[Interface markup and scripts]
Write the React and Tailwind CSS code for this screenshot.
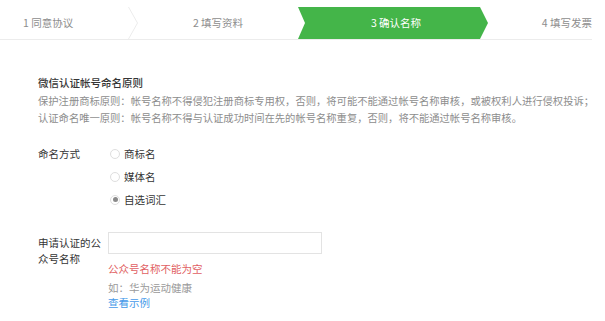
import React from 'react';

const font = { fontFamily: '"Noto Sans CJK SC", "Noto Sans", sans-serif' };

const Radio = ({ label, checked }) => (
  <label className="flex items-center h-[23px]">
    <span className="ml-[2px] mr-[4px] w-[10px] h-[10px] rounded-full border border-[#dedede] bg-white flex items-center justify-center">
      {checked && <span className="w-[5px] h-[5px] rounded-full bg-[#8a8a8a]" />}
    </span>
    <span className="text-[#353535]">{label}</span>
  </label>
);

const Steps = () => (
  <div className="mt-[7px] w-[592px] h-[33px] flex border-b border-[#ececec] text-[10.5px]">
    <div className="w-[128px] flex items-center pl-[23px] text-[#8d8d8d]">1 同意协议</div>
    <svg width="10" height="32" viewBox="0 0 10 32" className="shrink-0">
      <polyline points="0.5,0 9.5,16 0.5,32" fill="none" stroke="#ececec" strokeWidth="1" />
    </svg>
    <div className="w-[160px] flex items-center justify-center text-[#8d8d8d]">2 填写资料</div>
    <div className="w-[190px] h-[32px] flex items-center justify-center pl-[6px] bg-[#44b549] text-white [clip-path:polygon(0_0,182px_0,190px_50%,182px_100%,0_100%,7px_50%)]">
      3 确认名称
    </div>
    <div className="flex-1 flex items-center justify-end text-[#8d8d8d]">4 填写发票</div>
  </div>
);

export default function App() {
  return (
    <div className="w-[605px] h-[321px] bg-white overflow-hidden" style={font}>
      <Steps />
      <div className="pl-[38px] text-[10.5px]">
        <div className="mt-[34px] leading-[18px] font-medium text-[#353535]">微信认证帐号命名原则</div>
        <p className="leading-[17px] text-[10.3px] text-[#8d8d8d]">
          保护注册商标原则：帐号名称不得侵犯注册商标专用权，否则，将可能不能通过帐号名称审核，或被权利人进行侵权投诉；
        </p>
        <p className="leading-[17px] text-[10.3px] text-[#8d8d8d]">
          认证命名唯一原则：帐号名称不得与认证成功时间在先的帐号名称重复，否则，将不能通过帐号名称审核。
        </p>

        <div className="mt-[16px] flex">
          <div className="w-[70px] leading-[23px] text-[#353535]">命名方式</div>
          <div className="flex flex-col">
            <Radio label="商标名" />
            <Radio label="媒体名" />
            <Radio label="自选词汇" checked />
          </div>
        </div>

        <div className="mt-[21px] flex">
          <div className="w-[70px] pt-[3px] pr-[6px] leading-[16px] text-[#353535]">申请认证的公众号名称</div>
          <div className="flex flex-col">
            <input className="w-[214px] h-[22px] border border-[#e3e3e3] outline-none px-[6px]" />
            <div className="mt-[7px] leading-[16px] text-[#e15f63]">公众号名称不能为空</div>
            <div className="mt-[3px] leading-[15px] text-[#9a9a9a]">如：华为运动健康</div>
            <a className="leading-[15px] text-[#459ae9]">查看示例</a>
          </div>
        </div>
      </div>
    </div>
  );
}
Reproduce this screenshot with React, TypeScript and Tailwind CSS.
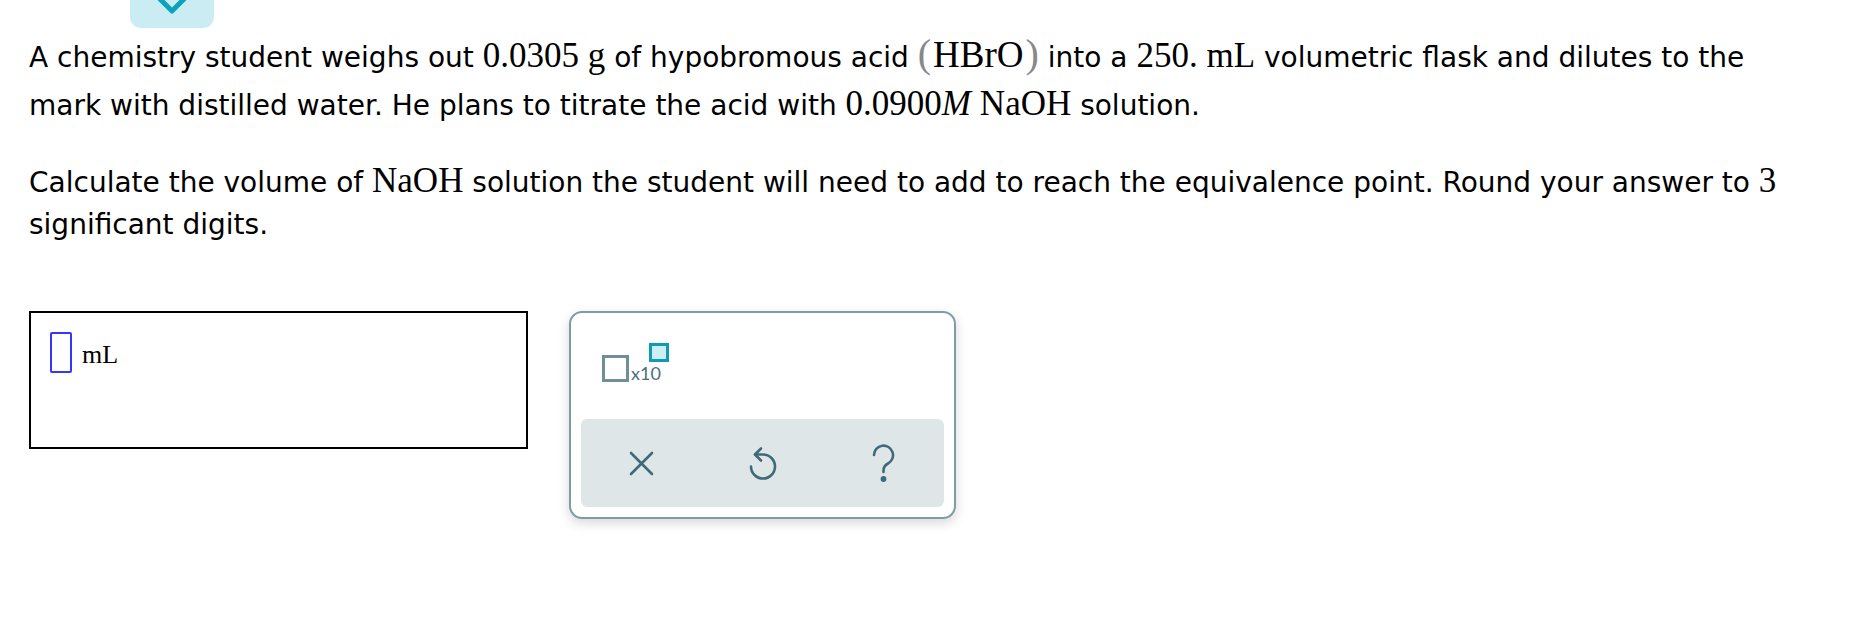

◆ **Task to carry out**
In the entries above, count every line containing the word "this". Write only the total.

◆ **Output of the task**
2